Published: April 15, 2005

The Republican (Springfield, MA)

Each year, a growing number of middle-class Americans are surprised to find out that they're lumped with the super-rich when it comes to their annual tax liability.

In 2003, 89,000 tax returns in the Bay State - nearly 4 percent of state taxpayers - were subject to the "alternative minimum tax," costing them an average of $3,829. Originally designed to prevent America's wealthiest individuals from using various loopholes to escape paying taxes altogether, more middle-income Americans are obliged to pay the alternative minimum tax, (AMT), an extra tax paid on top of regular income tax.

Under the alternative minimum tax, which operates alongside the income tax, taxpayers who meet certain income and deduction thresholds must calculate their taxes both ways and pay whichever is greater. Exemption levels used to calculate the alternative minimum tax eligibility have not been updated for inflation. So as incomes and the value of federal tax deductions rise, more folks are caught in the double bind.

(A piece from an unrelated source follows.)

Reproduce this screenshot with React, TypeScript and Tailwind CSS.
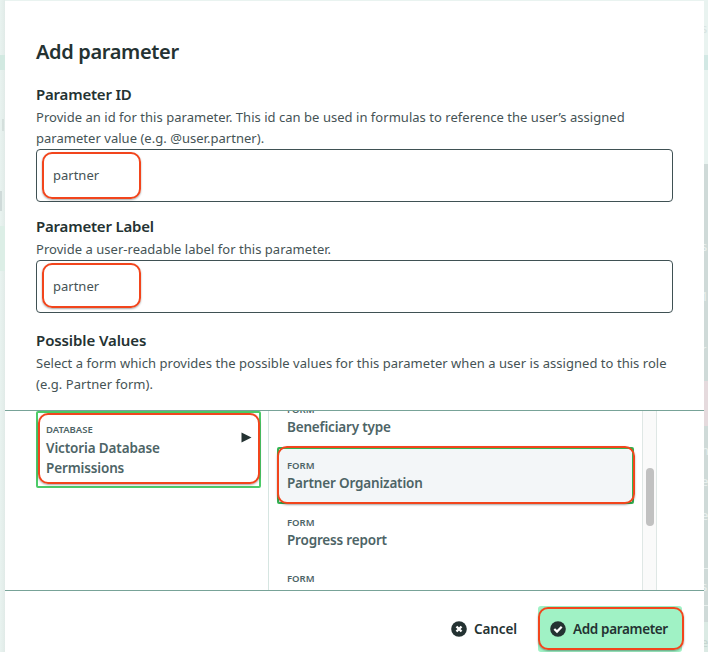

By 2010, nearly one-third of all Massachusetts taxpayers will be paying the alternative minimum tax, according to the Tax Policy Center, a joint enterprise of the Brookings Institution and the Urban Institute, two nonpartisan think tanks in Washington.

"The people who are hit by the alternative minimum tax are wage-earning salespeople, teachers, pharmacists, people who have lots of children or paid lots of local taxes - real estate, income and property taxes," according to the owner of a tax preparation service in Omaha.

U.S. Rep. Richard E. Neal, D-Springfield, has been a vocal proponent of simplifying the individual tax code to address this inequity. Efforts to rectify this law of unintended consequences have been unsuccessful. Currently, Congress is awaiting recommendations from a panel appointed by President Bush to study changes to the nation's tax system.

The panel is expected to propose eliminating or scaling back the tax. But killing the tax would deprive the government of more than $50 billion in revenue next year and $670 billion over the next decade, according the Tax Policy Center.

As another tax filing deadline faces the nation, it's time Congress faced up to tax inequities in America and did something about those imbalances. It won't be an easy fix, but that's what we hired Congress to do.